Provided entries =
'''
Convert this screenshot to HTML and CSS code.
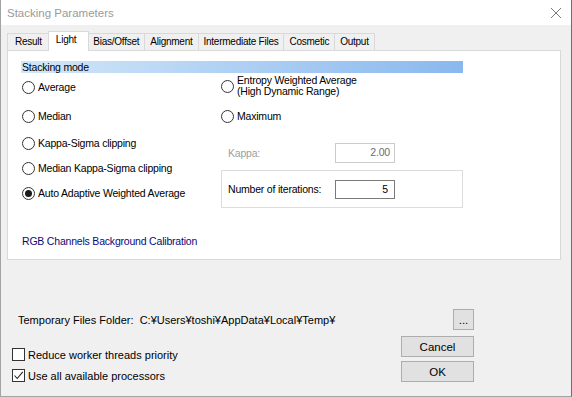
'''
'''
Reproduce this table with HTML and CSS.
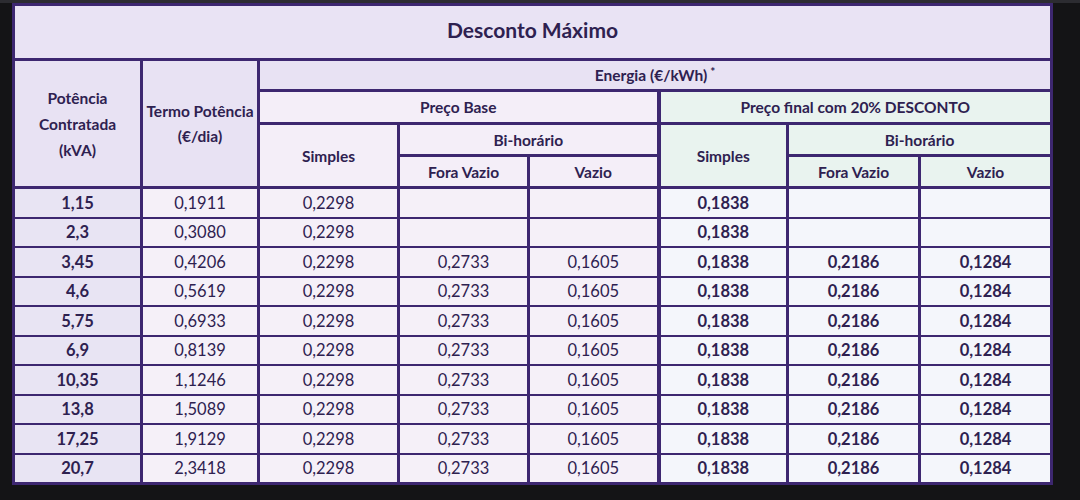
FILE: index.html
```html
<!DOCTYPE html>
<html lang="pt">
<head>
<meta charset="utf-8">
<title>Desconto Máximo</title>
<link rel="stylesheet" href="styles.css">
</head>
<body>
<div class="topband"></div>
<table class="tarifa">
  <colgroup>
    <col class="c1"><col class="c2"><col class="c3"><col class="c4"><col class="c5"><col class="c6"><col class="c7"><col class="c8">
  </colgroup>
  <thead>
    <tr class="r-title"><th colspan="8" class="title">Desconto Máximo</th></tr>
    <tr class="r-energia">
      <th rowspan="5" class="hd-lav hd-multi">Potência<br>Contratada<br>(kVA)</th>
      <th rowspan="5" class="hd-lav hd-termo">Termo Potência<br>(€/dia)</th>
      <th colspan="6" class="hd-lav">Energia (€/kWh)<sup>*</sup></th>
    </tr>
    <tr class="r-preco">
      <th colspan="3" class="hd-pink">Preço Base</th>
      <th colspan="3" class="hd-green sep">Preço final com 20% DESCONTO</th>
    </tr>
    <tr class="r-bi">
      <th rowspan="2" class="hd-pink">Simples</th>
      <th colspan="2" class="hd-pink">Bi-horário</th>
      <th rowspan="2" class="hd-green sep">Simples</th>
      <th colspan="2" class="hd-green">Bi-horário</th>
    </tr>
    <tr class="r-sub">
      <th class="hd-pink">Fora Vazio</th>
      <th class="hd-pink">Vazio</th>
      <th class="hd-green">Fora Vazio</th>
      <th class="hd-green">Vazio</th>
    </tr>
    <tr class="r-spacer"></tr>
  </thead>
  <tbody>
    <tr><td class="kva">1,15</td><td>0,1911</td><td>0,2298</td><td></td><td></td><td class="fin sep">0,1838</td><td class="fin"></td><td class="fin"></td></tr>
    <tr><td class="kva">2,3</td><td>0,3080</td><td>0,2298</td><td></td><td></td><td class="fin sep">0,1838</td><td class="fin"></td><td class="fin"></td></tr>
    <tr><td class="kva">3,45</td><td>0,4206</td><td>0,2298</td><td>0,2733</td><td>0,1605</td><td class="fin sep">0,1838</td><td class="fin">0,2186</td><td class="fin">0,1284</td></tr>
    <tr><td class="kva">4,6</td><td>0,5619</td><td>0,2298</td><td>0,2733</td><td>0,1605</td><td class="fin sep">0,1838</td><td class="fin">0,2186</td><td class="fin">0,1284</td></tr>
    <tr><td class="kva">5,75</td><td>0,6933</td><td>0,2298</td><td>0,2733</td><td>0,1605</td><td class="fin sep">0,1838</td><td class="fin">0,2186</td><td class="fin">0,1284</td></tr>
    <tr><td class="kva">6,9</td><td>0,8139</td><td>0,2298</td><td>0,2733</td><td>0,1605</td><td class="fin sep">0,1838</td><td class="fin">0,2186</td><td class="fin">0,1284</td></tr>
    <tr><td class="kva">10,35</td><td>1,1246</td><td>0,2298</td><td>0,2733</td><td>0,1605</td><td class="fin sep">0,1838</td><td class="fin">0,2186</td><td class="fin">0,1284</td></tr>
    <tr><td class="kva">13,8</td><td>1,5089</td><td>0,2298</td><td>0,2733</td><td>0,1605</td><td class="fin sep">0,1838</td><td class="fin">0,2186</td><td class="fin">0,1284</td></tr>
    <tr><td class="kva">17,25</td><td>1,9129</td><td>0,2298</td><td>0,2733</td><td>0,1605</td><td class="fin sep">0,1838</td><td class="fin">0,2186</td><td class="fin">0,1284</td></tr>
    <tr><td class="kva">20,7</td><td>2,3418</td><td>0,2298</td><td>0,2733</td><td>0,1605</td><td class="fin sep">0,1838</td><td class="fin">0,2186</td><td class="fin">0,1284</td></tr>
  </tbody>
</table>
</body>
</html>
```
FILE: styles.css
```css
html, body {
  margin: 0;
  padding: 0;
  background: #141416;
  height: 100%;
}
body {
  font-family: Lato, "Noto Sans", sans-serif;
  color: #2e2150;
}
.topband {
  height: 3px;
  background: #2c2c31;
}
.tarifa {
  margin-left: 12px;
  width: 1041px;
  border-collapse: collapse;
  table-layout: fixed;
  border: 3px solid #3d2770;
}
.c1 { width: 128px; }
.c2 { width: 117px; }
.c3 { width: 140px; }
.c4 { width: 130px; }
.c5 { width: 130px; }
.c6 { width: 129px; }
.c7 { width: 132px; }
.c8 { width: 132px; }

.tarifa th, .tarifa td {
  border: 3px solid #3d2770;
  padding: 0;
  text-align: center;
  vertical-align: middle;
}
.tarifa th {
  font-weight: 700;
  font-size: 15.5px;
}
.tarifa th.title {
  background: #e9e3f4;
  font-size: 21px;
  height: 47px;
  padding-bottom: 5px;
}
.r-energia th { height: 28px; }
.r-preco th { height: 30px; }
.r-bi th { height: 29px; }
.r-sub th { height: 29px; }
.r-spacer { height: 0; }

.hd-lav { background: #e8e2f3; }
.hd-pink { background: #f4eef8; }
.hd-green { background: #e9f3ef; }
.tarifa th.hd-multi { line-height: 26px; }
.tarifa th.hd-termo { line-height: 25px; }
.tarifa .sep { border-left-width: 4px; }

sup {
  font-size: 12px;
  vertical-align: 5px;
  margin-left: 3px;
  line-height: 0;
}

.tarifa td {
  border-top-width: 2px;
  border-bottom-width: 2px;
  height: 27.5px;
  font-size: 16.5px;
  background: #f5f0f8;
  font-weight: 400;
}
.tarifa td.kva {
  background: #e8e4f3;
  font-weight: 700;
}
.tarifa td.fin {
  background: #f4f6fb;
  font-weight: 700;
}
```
'''
'''
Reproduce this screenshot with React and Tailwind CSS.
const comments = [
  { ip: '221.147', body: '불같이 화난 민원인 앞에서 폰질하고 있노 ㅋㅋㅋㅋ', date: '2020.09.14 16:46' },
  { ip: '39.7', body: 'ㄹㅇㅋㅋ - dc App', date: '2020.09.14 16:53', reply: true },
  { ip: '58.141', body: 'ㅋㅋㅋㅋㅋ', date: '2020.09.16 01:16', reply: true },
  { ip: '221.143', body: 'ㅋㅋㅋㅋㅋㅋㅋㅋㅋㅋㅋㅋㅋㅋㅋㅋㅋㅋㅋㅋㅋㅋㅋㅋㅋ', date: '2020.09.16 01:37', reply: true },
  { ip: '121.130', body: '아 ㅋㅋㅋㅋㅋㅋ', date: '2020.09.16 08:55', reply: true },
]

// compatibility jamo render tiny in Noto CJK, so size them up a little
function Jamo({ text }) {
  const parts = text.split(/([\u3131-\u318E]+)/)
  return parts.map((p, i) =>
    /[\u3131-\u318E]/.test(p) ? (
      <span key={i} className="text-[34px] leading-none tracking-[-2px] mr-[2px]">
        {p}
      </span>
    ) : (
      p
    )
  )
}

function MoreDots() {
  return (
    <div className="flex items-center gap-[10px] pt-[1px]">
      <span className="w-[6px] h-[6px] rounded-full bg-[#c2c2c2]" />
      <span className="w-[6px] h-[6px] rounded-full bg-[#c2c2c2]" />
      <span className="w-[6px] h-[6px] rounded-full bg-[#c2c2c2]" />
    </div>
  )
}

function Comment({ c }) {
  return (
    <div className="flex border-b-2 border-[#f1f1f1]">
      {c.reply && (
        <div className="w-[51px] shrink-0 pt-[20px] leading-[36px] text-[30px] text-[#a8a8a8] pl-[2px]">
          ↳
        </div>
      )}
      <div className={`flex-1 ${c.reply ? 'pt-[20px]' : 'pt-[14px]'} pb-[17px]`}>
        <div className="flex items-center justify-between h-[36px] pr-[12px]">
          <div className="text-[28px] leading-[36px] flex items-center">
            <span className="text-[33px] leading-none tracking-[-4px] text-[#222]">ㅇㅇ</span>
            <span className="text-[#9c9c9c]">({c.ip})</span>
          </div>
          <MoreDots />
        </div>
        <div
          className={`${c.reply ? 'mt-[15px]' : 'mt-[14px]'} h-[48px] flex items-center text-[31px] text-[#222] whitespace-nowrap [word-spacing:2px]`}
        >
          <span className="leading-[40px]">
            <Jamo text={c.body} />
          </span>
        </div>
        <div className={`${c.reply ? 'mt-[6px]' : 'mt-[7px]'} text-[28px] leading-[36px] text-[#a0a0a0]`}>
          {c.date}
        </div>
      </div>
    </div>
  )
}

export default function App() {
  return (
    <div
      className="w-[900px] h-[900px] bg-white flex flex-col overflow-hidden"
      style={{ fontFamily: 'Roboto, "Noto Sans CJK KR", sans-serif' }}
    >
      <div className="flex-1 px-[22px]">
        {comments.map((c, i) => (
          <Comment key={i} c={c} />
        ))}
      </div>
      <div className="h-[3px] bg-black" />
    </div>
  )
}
'''
The problem = Look through the entries above and report the number of lines that contain "Reproduce". Write only the number.

Task answer = 2